Form an equation describe the curve? (1 Viewer)

[fabl]

The points A (4,-2) , B (-4,4) and P (x,y) form a right angle at P. Form an equation in x and y. hence find the equation of the curve on which P lies?

How to find the equation?

 

[QZP]

What's the condition for there to be a right angle at P?

 

[fabl]

Im thinking possibly perpendicular distance. however, didn't say on the question.

 

[Stygian]

PA and PB are perpendicular

meaning their gradients multiply to be -1

so find their gradients using the formulae y-y1/x-x1 and sub in the appropriate x1 and y1 values, equate the product of these gradients to -1 and proceed from there

(i meant y2-y1/x2-x1 but pre-emptively subbed in P(x,y) in lol)

 

[QZP]

Im thinking possibly perpendicular distance. however, didn't say on the question.

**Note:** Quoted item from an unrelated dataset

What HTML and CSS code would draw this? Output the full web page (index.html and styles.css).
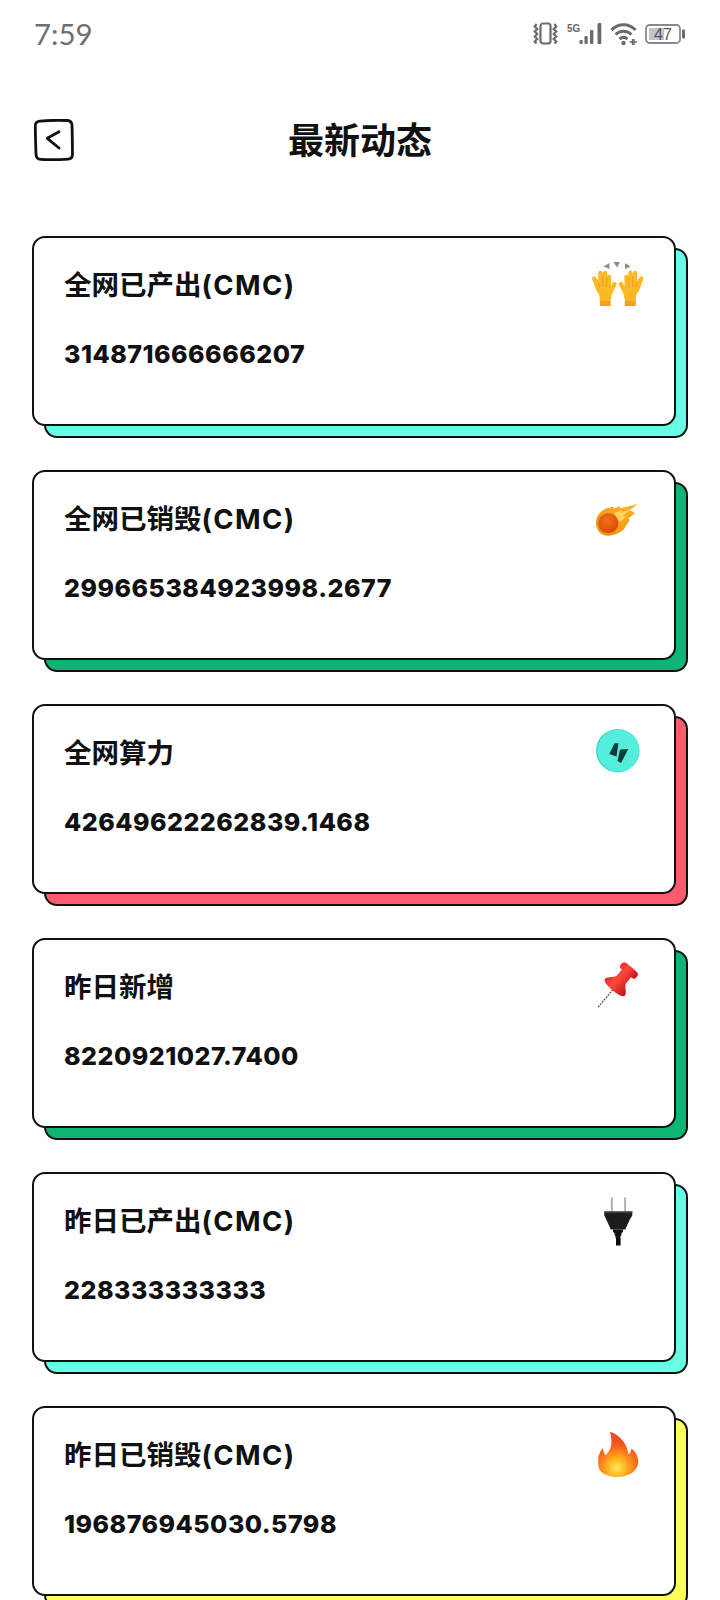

I was hinting at the answer. You have to look at the question and extract information (Stygian answered it- m(PA).m(PB) = -1)

 

[fabl]

Do you mean like this

(y +2) (y-4) / (x-4) (x+4) = -1

which leads to y-2y = -1x +24?

 

[Carrotsticks]

The points A (4,-2) , B (-4,4) and P (x,y) form a right angle at P. Form an equation in x and y. hence find the equation of the curve on which P lies?

How to find the equation?

A and B are the endpoints of the diameter of some circle, where P lies on its circumference.

So the centre of the circle is the midpoint of AB and the radius is half the distance AB. You can write down the equation of the circle from here.

 

[aDimitri]

A and B are the endpoints of the diameter of some circle, where P lies on its circumference.

So the centre of the circle is the midpoint of AB and the radius is half the distance AB. You can write down the equation of the circle from here.

but circle geo is 3U so the angle in a semi-circle theorem is outside of the scope of this course isn't it?

 

[Carrotsticks]

but circle geo is 3U so the angle in a semi-circle theorem is outside of the scope of this course isn't it?

Correct, didn't see that this was in the 2U section.

 

[fabl]

A and B are the endpoints of the diameter of some circle, where P lies on its circumference.

So the centre of the circle is the midpoint of AB and the radius is half the distance AB. You can write down the equation of the circle from here.

How did you figure out the curve was a circle?

 

[Carrotsticks]

How did you figure out the curve was a circle?

It's a Circle Geometry (not in the 2U course) theorem called Thales' Theorem.

Any angle subtended from the diameter of a circle onto the circumference is 90 degrees. Since angle APB is 90 degrees, A and B must be the endpoints of the diameter, and P must lie on the circumference.